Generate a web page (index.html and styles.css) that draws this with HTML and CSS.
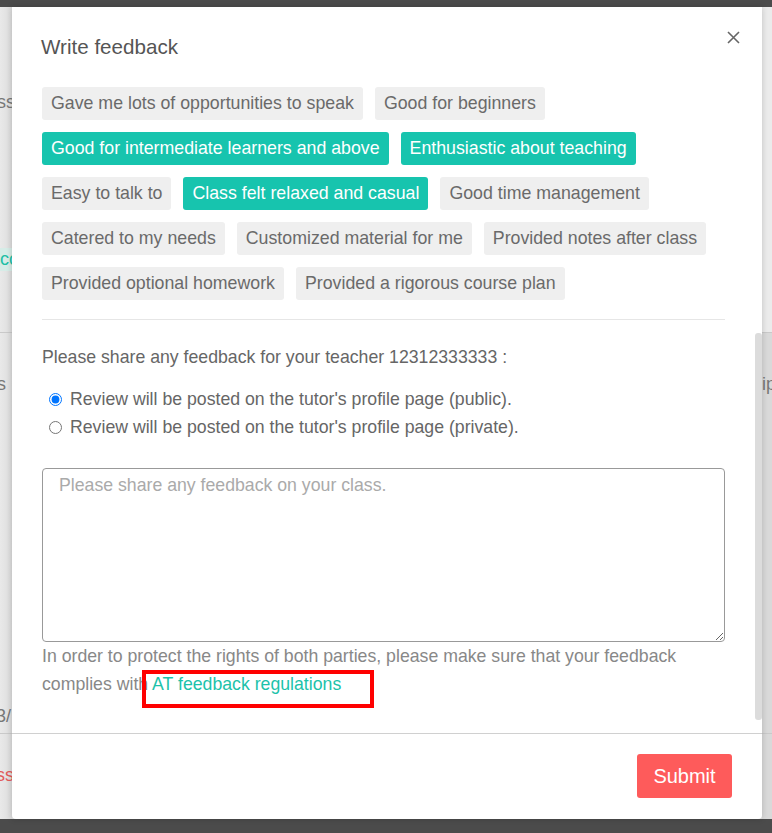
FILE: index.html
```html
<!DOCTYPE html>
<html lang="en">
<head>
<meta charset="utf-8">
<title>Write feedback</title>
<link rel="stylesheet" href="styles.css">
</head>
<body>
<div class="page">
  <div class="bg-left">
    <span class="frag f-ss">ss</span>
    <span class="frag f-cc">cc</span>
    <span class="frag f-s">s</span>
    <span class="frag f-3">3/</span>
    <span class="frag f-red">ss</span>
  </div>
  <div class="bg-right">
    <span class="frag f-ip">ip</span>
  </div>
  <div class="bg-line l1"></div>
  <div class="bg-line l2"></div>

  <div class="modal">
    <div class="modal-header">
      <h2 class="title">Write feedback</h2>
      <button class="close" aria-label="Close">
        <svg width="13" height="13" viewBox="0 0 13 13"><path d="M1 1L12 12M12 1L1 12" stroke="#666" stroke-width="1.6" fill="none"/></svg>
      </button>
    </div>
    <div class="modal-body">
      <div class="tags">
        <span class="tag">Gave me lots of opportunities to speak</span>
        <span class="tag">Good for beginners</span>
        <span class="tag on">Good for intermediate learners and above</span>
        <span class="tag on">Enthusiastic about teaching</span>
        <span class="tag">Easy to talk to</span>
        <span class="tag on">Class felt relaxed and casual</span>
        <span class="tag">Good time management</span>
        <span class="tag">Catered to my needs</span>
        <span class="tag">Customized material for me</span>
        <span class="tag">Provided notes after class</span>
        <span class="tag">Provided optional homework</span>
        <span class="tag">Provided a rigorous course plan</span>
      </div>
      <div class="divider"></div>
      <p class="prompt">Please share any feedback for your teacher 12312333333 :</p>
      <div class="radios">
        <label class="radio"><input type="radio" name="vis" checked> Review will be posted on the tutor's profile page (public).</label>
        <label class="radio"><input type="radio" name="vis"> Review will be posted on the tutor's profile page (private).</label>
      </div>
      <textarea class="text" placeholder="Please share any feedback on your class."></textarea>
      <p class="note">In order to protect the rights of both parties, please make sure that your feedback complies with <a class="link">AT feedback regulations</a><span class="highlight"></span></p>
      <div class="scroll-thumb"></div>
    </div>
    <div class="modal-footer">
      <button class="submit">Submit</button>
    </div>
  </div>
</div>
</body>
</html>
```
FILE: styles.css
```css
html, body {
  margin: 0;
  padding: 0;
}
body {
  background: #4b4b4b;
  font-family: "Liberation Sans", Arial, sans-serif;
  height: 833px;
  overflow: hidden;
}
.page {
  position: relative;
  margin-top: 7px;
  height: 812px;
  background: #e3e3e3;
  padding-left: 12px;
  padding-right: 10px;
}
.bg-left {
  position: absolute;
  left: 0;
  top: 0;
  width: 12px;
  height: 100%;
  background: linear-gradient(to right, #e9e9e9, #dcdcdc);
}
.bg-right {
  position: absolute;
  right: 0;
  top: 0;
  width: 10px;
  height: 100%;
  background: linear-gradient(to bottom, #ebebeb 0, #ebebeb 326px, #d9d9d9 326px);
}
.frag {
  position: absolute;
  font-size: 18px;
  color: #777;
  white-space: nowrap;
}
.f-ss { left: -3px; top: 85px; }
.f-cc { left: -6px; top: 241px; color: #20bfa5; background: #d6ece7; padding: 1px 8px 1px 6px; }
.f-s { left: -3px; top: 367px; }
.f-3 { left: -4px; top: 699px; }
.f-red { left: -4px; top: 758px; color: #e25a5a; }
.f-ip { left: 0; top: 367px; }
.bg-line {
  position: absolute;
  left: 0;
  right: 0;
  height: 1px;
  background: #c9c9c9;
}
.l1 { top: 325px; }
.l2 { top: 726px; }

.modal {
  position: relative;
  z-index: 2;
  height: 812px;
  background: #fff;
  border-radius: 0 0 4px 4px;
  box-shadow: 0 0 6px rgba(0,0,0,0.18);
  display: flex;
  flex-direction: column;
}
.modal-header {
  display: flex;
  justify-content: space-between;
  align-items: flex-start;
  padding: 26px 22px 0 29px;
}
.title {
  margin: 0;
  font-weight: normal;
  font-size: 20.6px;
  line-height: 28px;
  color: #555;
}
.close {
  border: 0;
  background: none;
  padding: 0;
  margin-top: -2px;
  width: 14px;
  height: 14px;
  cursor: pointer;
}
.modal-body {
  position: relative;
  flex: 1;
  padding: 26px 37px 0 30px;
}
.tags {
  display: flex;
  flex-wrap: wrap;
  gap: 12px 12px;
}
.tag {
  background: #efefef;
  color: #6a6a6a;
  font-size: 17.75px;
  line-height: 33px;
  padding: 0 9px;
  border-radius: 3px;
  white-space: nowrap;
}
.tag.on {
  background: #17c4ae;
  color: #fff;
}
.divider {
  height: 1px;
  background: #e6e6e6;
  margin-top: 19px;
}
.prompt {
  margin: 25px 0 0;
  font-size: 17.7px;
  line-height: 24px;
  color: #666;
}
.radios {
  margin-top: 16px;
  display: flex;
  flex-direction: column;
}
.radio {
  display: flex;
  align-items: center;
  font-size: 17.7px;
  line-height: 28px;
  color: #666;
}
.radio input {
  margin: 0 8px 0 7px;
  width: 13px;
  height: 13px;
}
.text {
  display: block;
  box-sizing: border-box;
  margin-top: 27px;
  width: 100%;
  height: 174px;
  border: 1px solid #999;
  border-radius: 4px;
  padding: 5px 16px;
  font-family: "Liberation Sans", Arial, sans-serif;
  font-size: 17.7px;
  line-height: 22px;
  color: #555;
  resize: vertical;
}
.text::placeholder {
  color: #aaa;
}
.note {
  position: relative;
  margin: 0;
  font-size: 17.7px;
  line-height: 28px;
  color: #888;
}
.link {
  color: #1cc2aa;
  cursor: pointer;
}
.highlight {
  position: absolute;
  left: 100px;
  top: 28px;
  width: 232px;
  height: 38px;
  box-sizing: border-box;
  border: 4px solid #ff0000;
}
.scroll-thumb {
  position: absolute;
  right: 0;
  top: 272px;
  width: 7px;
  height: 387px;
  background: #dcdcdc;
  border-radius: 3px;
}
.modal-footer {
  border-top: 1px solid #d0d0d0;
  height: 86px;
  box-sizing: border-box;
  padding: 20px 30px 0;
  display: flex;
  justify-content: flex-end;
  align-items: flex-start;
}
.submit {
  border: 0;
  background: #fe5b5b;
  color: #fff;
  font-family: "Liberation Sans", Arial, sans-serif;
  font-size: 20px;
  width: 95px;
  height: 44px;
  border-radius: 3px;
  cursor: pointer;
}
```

• • •

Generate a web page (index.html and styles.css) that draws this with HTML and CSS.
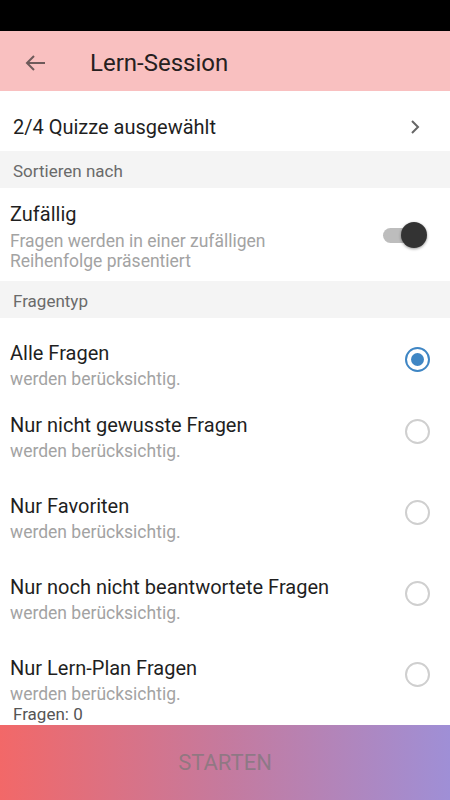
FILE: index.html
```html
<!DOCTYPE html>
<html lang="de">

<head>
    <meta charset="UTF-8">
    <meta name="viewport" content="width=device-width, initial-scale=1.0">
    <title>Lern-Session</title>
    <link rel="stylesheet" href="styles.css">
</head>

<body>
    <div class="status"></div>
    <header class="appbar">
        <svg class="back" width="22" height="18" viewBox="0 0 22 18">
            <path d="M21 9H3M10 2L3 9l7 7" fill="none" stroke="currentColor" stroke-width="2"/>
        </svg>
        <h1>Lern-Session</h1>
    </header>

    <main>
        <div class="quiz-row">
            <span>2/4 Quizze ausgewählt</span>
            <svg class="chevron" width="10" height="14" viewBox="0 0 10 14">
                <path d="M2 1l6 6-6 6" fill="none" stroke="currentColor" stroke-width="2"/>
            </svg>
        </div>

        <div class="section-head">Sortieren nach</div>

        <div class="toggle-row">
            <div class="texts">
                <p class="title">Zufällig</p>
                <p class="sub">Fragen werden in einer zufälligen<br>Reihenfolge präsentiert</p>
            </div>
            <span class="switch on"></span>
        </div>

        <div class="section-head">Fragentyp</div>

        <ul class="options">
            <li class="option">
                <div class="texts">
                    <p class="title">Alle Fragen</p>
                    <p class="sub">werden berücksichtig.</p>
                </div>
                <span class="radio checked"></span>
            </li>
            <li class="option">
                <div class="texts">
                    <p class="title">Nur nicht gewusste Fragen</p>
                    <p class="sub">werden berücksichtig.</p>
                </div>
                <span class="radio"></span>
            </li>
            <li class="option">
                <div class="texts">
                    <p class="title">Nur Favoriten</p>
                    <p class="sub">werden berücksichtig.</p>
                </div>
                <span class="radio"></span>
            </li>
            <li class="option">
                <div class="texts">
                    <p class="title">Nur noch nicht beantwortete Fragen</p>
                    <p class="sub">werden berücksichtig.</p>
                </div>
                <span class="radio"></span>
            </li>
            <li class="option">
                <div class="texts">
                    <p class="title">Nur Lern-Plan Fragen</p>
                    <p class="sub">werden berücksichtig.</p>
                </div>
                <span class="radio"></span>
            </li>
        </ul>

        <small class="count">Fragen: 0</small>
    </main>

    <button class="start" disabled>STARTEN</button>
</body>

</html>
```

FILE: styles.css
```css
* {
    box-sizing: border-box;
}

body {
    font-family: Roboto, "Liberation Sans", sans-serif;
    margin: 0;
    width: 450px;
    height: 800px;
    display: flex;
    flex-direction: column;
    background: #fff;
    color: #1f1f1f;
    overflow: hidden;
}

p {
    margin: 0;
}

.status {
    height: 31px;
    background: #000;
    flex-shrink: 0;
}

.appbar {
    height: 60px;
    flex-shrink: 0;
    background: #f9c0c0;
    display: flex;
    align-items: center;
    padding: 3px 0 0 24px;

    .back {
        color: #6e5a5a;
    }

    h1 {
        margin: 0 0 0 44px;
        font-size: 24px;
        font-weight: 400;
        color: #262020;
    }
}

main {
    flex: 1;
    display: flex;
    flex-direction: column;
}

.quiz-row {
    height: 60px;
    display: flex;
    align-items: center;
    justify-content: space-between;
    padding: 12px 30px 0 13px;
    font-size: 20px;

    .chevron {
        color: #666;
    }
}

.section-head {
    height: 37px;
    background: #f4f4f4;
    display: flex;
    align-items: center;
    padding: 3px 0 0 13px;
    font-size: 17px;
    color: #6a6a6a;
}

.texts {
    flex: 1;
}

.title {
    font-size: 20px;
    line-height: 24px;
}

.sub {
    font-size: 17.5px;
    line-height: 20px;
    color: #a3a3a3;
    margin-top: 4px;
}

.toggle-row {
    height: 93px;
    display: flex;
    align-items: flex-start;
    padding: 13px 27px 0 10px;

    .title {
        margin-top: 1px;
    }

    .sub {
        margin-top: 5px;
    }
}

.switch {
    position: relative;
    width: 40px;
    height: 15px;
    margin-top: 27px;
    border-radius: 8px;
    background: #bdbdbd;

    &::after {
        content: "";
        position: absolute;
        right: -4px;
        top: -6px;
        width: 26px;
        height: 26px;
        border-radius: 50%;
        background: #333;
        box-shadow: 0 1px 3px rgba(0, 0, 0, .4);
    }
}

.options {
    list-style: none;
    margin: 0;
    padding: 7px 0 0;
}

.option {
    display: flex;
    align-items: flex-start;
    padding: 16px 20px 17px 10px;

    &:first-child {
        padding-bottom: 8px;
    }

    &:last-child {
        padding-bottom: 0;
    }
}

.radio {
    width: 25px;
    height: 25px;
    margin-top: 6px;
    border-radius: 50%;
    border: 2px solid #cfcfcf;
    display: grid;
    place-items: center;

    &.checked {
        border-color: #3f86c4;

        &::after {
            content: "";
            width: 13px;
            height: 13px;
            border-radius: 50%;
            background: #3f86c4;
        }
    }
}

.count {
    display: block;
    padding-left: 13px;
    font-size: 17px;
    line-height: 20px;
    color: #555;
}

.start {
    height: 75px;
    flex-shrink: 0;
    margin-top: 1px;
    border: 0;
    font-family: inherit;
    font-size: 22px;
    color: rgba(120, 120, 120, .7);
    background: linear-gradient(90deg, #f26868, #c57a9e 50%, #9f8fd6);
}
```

• • •

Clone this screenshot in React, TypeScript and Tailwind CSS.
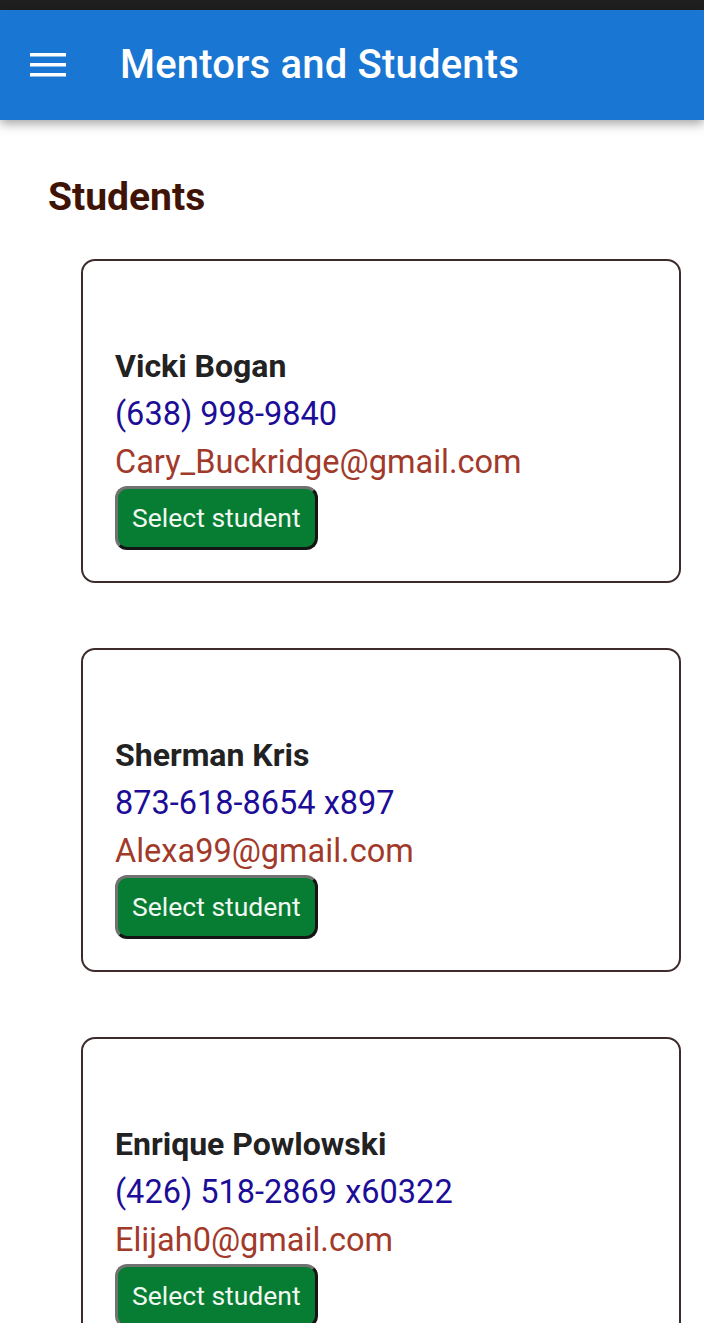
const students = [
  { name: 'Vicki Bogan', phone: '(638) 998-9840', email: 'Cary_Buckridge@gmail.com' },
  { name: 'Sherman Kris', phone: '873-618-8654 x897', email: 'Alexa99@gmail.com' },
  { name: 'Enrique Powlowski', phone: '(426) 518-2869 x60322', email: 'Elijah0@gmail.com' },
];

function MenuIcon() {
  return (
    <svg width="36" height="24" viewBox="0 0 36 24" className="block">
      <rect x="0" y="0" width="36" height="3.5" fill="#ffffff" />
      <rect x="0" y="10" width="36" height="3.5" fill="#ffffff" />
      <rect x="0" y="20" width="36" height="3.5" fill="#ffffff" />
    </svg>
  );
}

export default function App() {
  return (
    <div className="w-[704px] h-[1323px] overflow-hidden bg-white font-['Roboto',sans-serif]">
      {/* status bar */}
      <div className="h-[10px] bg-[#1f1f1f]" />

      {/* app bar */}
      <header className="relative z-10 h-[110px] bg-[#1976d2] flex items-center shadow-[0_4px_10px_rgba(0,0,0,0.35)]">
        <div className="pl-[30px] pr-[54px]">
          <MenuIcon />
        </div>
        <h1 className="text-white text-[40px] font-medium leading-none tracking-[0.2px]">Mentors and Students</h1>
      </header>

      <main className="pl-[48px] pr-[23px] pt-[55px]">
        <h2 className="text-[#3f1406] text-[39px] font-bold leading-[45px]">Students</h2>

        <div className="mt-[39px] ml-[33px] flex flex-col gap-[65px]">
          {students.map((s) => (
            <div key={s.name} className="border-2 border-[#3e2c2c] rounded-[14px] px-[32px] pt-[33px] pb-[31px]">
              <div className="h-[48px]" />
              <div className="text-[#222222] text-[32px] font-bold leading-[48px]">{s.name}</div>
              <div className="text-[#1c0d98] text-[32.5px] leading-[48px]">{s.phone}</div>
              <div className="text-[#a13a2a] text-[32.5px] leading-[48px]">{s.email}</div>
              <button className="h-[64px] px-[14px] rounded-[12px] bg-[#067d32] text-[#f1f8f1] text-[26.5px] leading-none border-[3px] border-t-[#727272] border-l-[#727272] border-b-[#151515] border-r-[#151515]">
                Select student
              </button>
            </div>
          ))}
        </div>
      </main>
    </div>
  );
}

• • •

GIVEN INSTRUCTION: In the entries above, identify every line with the string "page".

ANSWER TO THIS EXERCISE:
Generate a web page (index.html and styles.css) that draws this with HTML and CSS.
<div class="page">
        <label class="radio"><input type="radio" name="vis" checked> Review will be posted on the tutor's profile page (public).</label>
        <label class="radio"><input type="radio" name="vis"> Review will be posted on the tutor's profile page (private).</label>
.page {
Generate a web page (index.html and styles.css) that draws this with HTML and CSS.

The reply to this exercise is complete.